La violencia no es la negación de la democracia, sino su sostén.
El Gobierno ha celebrado el segundo consejo de ministros esta semana. A su término, ha salido el ministro portavoz, Íñigo Méndez de Vigo, a repetir marianamente la posición del Gobierno: el referéndum no se va a producir, y se impondrá la legalidad frente a los secesionistas. Son las palabras de un oráculo, que anuncian un futuro inexorable, fruto de unas fuerzas que no controla. Mariano ha asumido su papel con tanto ahínco que incluso le ha otorgado parte de sus funciones al Tribunal Constitucional, para que el órgano frene las acciones secesionistas de la Generalitat sin que el Gobierno no tenga que añadir más que un “os lo dijimos”.
Pero ese futuro ya está aquí, desde el 6 de septiembre empieza incluso a ser pasado, y el Gobierno se ve en la obligación de hacer algo. Ya, en una declaración sin precedentes, Méndez de Vigo ha llegado a decir que no descarta aplicar la ley, incluso si se llama artículo 155. ¡Tomar una decisión y aplicar la ley! Extraordinario.
Pero lo más interesante de lo que ha dicho el portavoz del oráculo es que teme que el primero de octubre “pueda haber episodios de violencia”. Vuelve el oráculo para anunciar que podría haber violencia, y ya sabe quiénes la van a ejercer, los extremistas. No entiendo que el gobierno utilice sus dotes de adivinación con este asunto y no con las actuaciones, dentro del ámbito político, que conducen a la secesión de Cataluña. Y no entiendo que haga una declaración sobre un asunto de orden público.
Pero lo más chocante es esto: “La violencia es la negación de la democracia”. El Gobierno, este Gobierno presidido por Mariano Rajoy Brey, no ha dejado de identificar la democracia con el cumplimiento de las leyes. ¿Y cuál es la última ratio de la ley? La violencia. ¿Sobre qué se erige todo el Estado y sus normas? Sobre la violencia. Sin violencia, monopolística pero limitada, organizada pero mal gestionada, como todo lo público, no habría impuestos ni se cumplirían las leyes, ni habría democracia tal como la conocemos. De modo que la violencia no es la negación de la democracia, sino su sostén. En última instancia, para defender la ley hay que ejercer la violencia. Nada extraordinario. Nada imprevisto. Todo contemplado en las leyes. Pero para hacerlo hace falta quitarse la túnica del oráculo.

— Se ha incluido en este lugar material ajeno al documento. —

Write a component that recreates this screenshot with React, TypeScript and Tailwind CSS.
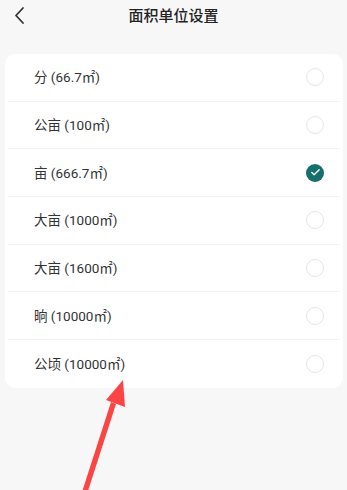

No hacía falta tener dotes adivinatorias para saber que llegaríamos a este punto. Para entender que la palabra “nacionalidad” es un eufemismo y que los nacionalistas la incluyeron en la Constitución para adoptar el término “nación” en todo su significado. Para comprender que el control, ese sí antidemocrático, de los medios de comunicación más el de las aulas, era para inculcar la idea de que Cataluña es una nación. A ello ha contribuido el Gobierno permitiendo que triunfe el discurso de la división y la exclusión, que desaparezca España como referencia, y que se incumpla la ley si ésta no servía al proyecto secesionista.
Entre los nacionalistas catalanes y los sucesivos gobiernos españoles ha habido un juego en el que los primeros daban pasos hacia adelante, pero nunca atrás. Y los segundos iban cediendo en el bien entendido de que, deslealtad tras deslealtad, los nacionalistas acabarían reposando en una estación de lealtad al resto de España.
Lo previsible era que ocurriese lo que ha ocurrido. Y lo que está por ver es que el Gobierno tome la decisión de echarse la mano al cinto y hacer cumplir la ley.